Scientists at the Hebrew University of Jerusalem report the development of a new cocktail that effectively coaxes adult cells to become quality stem cells. The resulting induced pluripotent stem cells (iPSCs) could be used to replace those lost to damage or disease. However, the process of reprogramming adult cells can introduce genetic abnormalities that limit the cells' usefulness in research and medicine. The researchers published their study (“The Developmental Potential of iPSCs Is Greatly Influenced by Reprogramming Factor Selection”) in Cell Stem Cell.

To make iPSCs, researchers expose adult cells to a mixture of genes that are active in embryonic stem cells. iPSCs can then be made to differentiate into other cell types such as nerve or muscle. However, the standard combination of factors used to reprogram cells leads to a high percentage of serious genomic aberrations in the resulting cells. The reprogramming factors are Oct4, Sox2, Klf4, and Myc—known collectively as OSKM.

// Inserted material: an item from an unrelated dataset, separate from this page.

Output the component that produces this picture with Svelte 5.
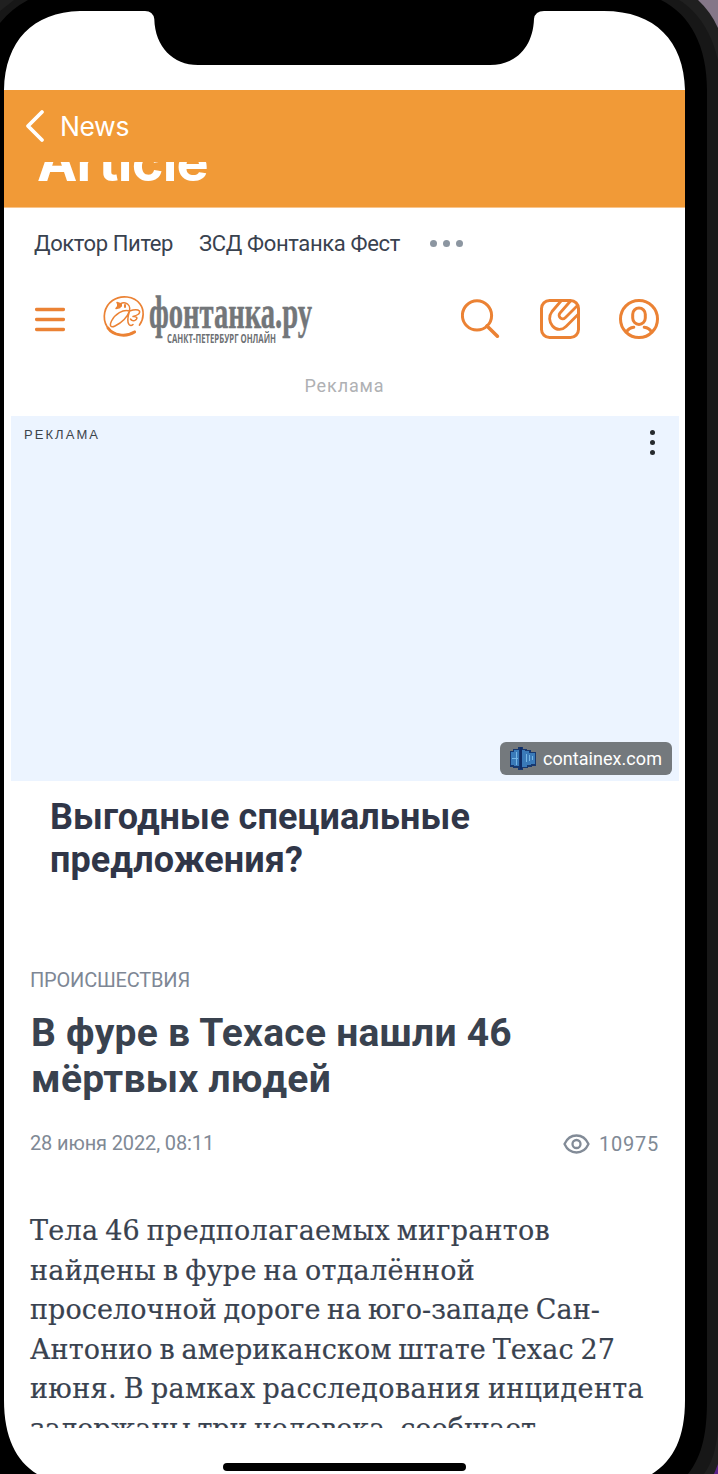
<script>
  const lines = [
    { text: 'Тела 46 предполагаемых мигрантов', width: 520 },
    { text: 'найдены в фуре на отдалённой', width: 445 },
    { text: 'проселочной дороге на юго-западе Сан-', width: 570 },
    { text: 'Антонио в американском штате Техас 27', width: 585 },
    { text: 'июня. В рамках расследования инцидента', width: 614 },
    { text: 'задержаны три человека, сообщает', width: 506 }
  ];

  // Spreads the letters of a one-line text to the given width.
  function fit(node, width) {
    const natural = node.getBoundingClientRect().width;
    const gaps = node.textContent.length;
    node.style.letterSpacing = `${(width - natural) / gaps}px`;
  }
</script>

<div class="phone">
  <div class="screen">
    <header class="nav">
      <div class="back">
        <svg width="20" height="34" viewBox="0 0 20 34"><path d="M17 3 3 17l14 14" fill="none" stroke="#fff" stroke-width="3.8" stroke-linecap="round" stroke-linejoin="round" /></svg>
        <span use:fit={69}>News</span>
      </div>
      <div class="title"><span use:fit={171}>Article</span></div>
    </header>

    <nav class="links">
      <span class="l1" use:fit={139}>Доктор Питер</span>
      <span use:fit={201}>ЗСД Фонтанка Фест</span>
      <i class="dots"><b></b><b></b><b></b></i>
    </nav>

    <div class="brandbar">
      <svg class="burger" width="30" height="26" viewBox="0 0 30 26"><path d="M1.5 2.5h27M1.5 12.5h27M1.5 22.5h27" stroke="#eb8234" stroke-width="3.3" stroke-linecap="round" /></svg>
      <svg class="logo" width="212" height="54" viewBox="0 0 212 54">
        <g fill="none" stroke="#eb8234" stroke-linecap="round" stroke-linejoin="round">
          <path d="M36.500 32C41 26 41.500 17 37 11 31 3 18 1.500 9.500 7.500 1 13.500-1 25 4 33.500 10 43 23 44.500 32 38.500" stroke-width="1.700" />
          <path d="M5 35c5 7.500 18 9.500 26.500 4" stroke-width="3" />
          <path d="M26.500 18C20 16 12 21 8.500 28c-2.500 5-.5 7 3.500 5 6-3 12-8 14.500-15 3-1 8-2 10 0 1 3-3 4.500-6.500 5.500 4-.5 5 2 2.500 3.500-2 1.500-4 .5-5-1M26.500 18c-1.500 5-2.500 11-.5 13.500 1.500 1.500 3 1 4 0" stroke-width="1.500" />
          <path d="M26.500 18c1-4-1-7-4-8-2-.8-3.500-.3-5 .8L14 9.500l1.500 3-2.500 3 4-1" stroke-width="1.500" />
          <path d="M15 11h3v2h-3zM22 12v2" stroke-width="2" />
        </g>
        <text class="wordmark" x="46" y="35" textLength="163" lengthAdjust="spacingAndGlyphs">фонтанка.ру</text>
        <text class="tagline" x="64" y="49.5" textLength="109" lengthAdjust="spacingAndGlyphs">САНКТ-ПЕТЕРБУРГ ОНЛАЙН</text>
      </svg>
      <div class="tools">
        <svg width="40" height="40" viewBox="0 0 40 40" fill="none" stroke="#eb8234" stroke-width="3"><circle cx="16" cy="16.400" r="14.6" /><path d="m26 27 10.400 10.200" stroke-width="3.6" stroke-linecap="round" /></svg>
        <svg width="40" height="40" viewBox="0 0 40 40" fill="none" stroke="#eb8234" stroke-width="3"><rect x="1.500" y="1.500" width="37" height="37" rx="8" /><path d="M21 2 12 12.500c-3.500 4.500-3 10.500.5 14.500 4 4.500 9.500 4.500 13.500.5L38 15.500M30.500 2 20 14c-3 3.500 2 8 5.500 4.500L38 6" stroke-width="2.800" /></svg>
        <svg width="40" height="40" viewBox="0 0 40 40" fill="none" stroke="#eb8234" stroke-width="3"><circle cx="20" cy="20" r="18.500" /><rect x="13.700" y="9" width="12.600" height="16.400" rx="6.300" /><path d="M7.500 33c1.500-2.800 4-4.300 7.300-4.700M32.500 33c-1.500-2.800-4-4.300-7.300-4.700" stroke-linecap="round" /></svg>
      </div>
    </div>

    <div class="adlabel"><span use:fit={80}>Реклама</span></div>

    <section class="ad">
      <div class="adtop">
        <span use:fit={76}>РЕКЛАМА</span>
        <i class="kebab"><b></b><b></b><b></b></i>
      </div>
      <div class="domain">
        <svg width="28" height="24" viewBox="0 0 28 24" shape-rendering="crispEdges">
          <path d="M1 5h3V3h5V1h5v2h4v1h4v2h5v14h-4v1h-4v1h-5v2H9v-2H4v-1H1z" fill="#17386f" />
          <path d="M2 6h3V4h5v16H5v-1H2zM13 4h3v1h4v2h6v11h-4v1h-4v2h-5z" fill="#3a7ab9" />
          <path d="M7 6v13M3 12h6M17 8v8M20 9v6M23 10v4" stroke="#75b5e5" />
          <path d="M11.500 1v22" stroke="#102c66" stroke-width="2" />
        </svg>
        <span use:fit={119}>containex.com</span>
      </div>
    </section>

    <h2><span use:fit={420}>Выгодные специальные</span><br /><span use:fit={253}>предложения?</span></h2>

    <article>
      <div class="rubric"><span use:fit={160}>ПРОИСШЕСТВИЯ</span></div>
      <h1><span use:fit={481}>В фуре в Техасе нашли 46</span><br /><span use:fit={300}>мёртвых людей</span></h1>
      <div class="meta">
        <span class="date" use:fit={184}>28 июня 2022, 08:11</span>
        <div class="views">
          <svg width="27" height="20" viewBox="0 0 27 20" fill="none" stroke="#828b97" stroke-width="2.300"><path d="M1.500 10C4 4.500 8 1.500 13.500 1.500S23 4.500 25.500 10C23 15.500 19 18.500 13.500 18.500S4 15.500 1.500 10z" stroke-linejoin="round" /><circle cx="13.500" cy="10" r="4" /></svg>
          <span use:fit={60}>10975</span>
        </div>
      </div>
      <div class="story">
        {#each lines as line}
          <div><span use:fit={line.width}>{line.text}</span></div>
        {/each}
      </div>
    </article>
  </div>

  <svg class="frame" width="718" height="1474" viewBox="0 0 718 1474">
    <path fill="#000" fill-rule="evenodd" d="M0 0H718V1474H0Z M4 90C5 41 33 12 80 11H145Q153 11 154.300 19C155 47 173 65 198 65H490C516 65 533 47 534 19Q535 11 544 11H604C655 11 684 41 685 90V1400C685 1437 674 1460 652 1474H37C16 1461 4 1437 4 1400Z" />
    <path fill="#171717" d="M661 0C691 15 707 47 707 90V1400C707 1431 703 1455 688 1474H718V0Z" />
    <path fill="#202020" d="M679 0C699 12 712 34 718 60V0ZM718 1430C716 1450 712 1463 704 1474H718Z" />
    <path fill="#857788" d="M698 0Q711 12 718 28V0Z" />
    <path fill="#5b2189" d="M718 1464L714 1474H718Z" />
    <path fill="#171717" d="M0 0H28Q11 9 0 23Z" />
    <path fill="#202020" d="M0 0H14L0 11Z" />
    <rect x="223" y="1463" width="243" height="8" rx="4" fill="#000" />
  </svg>
</div>

<style>
  :global(body) { margin: 0; background: #fff; overflow: hidden; }
  .phone { position: relative; width: 718px; height: 1474px; overflow: hidden; font-family: Roboto, sans-serif; color: #39424f; }
  .phone span { white-space: nowrap; display: inline-block; }
  .screen { display: flow-root; margin-left: 4px; width: 681px; height: 1428px; overflow: hidden; background: #fff; }
  .frame { position: absolute; inset: 0; display: block; }
  svg { display: block; flex: none; }
  .nav { box-sizing: border-box; margin-top: 90px; height: 118px; background: #f19a37; border-bottom: 1px solid #f9c58c; color: #fff; font-family: Inter, sans-serif; }
  .back { display: flex; align-items: center; height: 72px; padding-left: 21px; gap: 15px; font-size: 26.500px; }
  .title { display: flex; align-items: flex-start; height: 45px; overflow: hidden; padding-left: 33px; font-size: 54px; line-height: 54px; font-weight: 700; }
  .title span { margin-top: -27px; }
  .links { display: flex; align-items: center; height: 70px; padding-left: 30px; font-size: 22px; }
  .l1 { margin-right: 26px; }
  .dots { display: flex; gap: 6px; margin-left: 30px; }
  .dots b { width: 7px; height: 7px; border-radius: 50%; background: #8c96a1; }
  .brandbar { display: flex; align-items: flex-start; height: 88px; padding: 0 26px 0 31px; }
  .burger { margin-top: 29px; }
  .logo { margin: 15px 0 0 38px; overflow: visible; }
  .wordmark { font: bold 47px "Liberation Serif", serif; fill: #737679; stroke: #737679; stroke-width: .5px; }
  .tagline { font: bold 12px "Open Sans", sans-serif; fill: #6d7073; }
  .tools { display: flex; gap: 39px; margin: 21px 0 0 auto; }
  .adlabel { display: flex; justify-content: center; align-items: center; height: 38px; font-size: 18px; color: #afb1b4; }
  .ad { box-sizing: border-box; height: 365px; margin: 12px 6px 0 7px; padding: 10px 7px 6px 13px; background: #ecf4ff; display: flex; flex-direction: column; justify-content: space-between; }
  .adtop { display: flex; justify-content: space-between; font: 13px/17px "Liberation Sans", sans-serif; color: #3d444c; }
  .kebab { display: flex; flex-direction: column; gap: 5px; margin: 4px 17px 0 0; }
  .kebab b { width: 5px; height: 5px; border-radius: 50%; background: #262a2e; }
  .domain { box-sizing: border-box; align-self: flex-end; display: flex; align-items: center; width: 172px; height: 33px; padding: 0 0 1px 9px; gap: 6px; border-radius: 6px; background: #74797d; color: #fff; font-size: 18px; }
  h1, h2 { margin: 0; font-weight: 700; }
  h2 { height: 165px; padding: 15px 0 0 46px; font-size: 36px; line-height: 43px; color: #303648; }
  article { padding: 0 26px 0 26px; }
  .rubric { height: 42px; padding-top: 7px; font-size: 20px; line-height: 24px; color: #7e8795; }
  h1 { font-size: 39px; line-height: 46px; padding-left: 1px; }
  .meta { display: flex; justify-content: space-between; align-items: center; height: 44px; margin-top: 20px; font-size: 20px; color: #808995; }
  .date { margin-top: -2px; }
  .views { display: flex; align-items: center; gap: 9px; }
  .story { margin-top: 45px; font: 27px/39.5px "DejaVu Serif", serif; word-spacing: -2px; -webkit-text-stroke: .2px #39424f; }
  .story div { height: 39.5px; }
</style>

However, a team led by Yosef Buganim, Ph.D., at the Institute for Medical Research Israel-Canada in the Hebrew University's Faculty of Medicine, collaborating with researchers at the lab of Whitehead Institute founding member Rudolf Jaenisch, Ph.D., reasoned that changing the reprogramming factors could reprogram the adult cells in a more controlled way and yield high-quality iPSCs. Working with mouse cells, Dr. Buganim and his group used bioinformatic analysis to design a new suite of reprogramming factors (Sall4, Nanog, Esrrb, and Lin28, known collectively as SNEL).

Their results showed that the interaction between reprogramming factors plays a crucial role in determining the quantity and quality of resulting iPSCs, and that a different combination of reprogramming factors can in fact produce a much higher quality product.

The new SNEL cocktail created fewer colonies of iPSCs, but approximately 80% of those produced passed the most stringent pluripotency test. This is highly preferable to the traditional OSKM cocktail, which produces a large number of colonies but the majority of which fail the pluripotency test.

“We found that ectopic expression of Sall4, Nanog, Esrrb, and Lin28 (SNEL) in mouse embryonic fibroblasts (MEFs) generated high-quality iPSCs more efficiently than other combinations of factors, including OSKM,” wrote the investigators. “Although differentially methylated regions, transcript number of master regulators, establishment of specific superenhancers, and global aneuploidy were comparable between high- and low-quality lines, aberrant gene expression, trisomy of chromosome 8, and abnormal H2A.X deposition were distinguishing features that could potentially also be applicable to human.”

Dr. Buganim hypothesizes that SNEL may reprogram cells better than OSKM because it does not rely on the master regulators Oct4 and Sox2, which might activate part of the adult cell genome. He adds that the research demonstrates the effectiveness of bioinformatics tools in producing high-quality iPSCs.

This study takes the regenerative medicine field one step closer to the clinic, where it may be able to help patients in need of cellular transplantation therapy, according to Dr. Buganim. The researchers will now seek to define the optimal combinations for reprogramming human iPSCs, which are harder to reprogram than mouse cells and which could not be reprogrammed using the SNEL cocktail.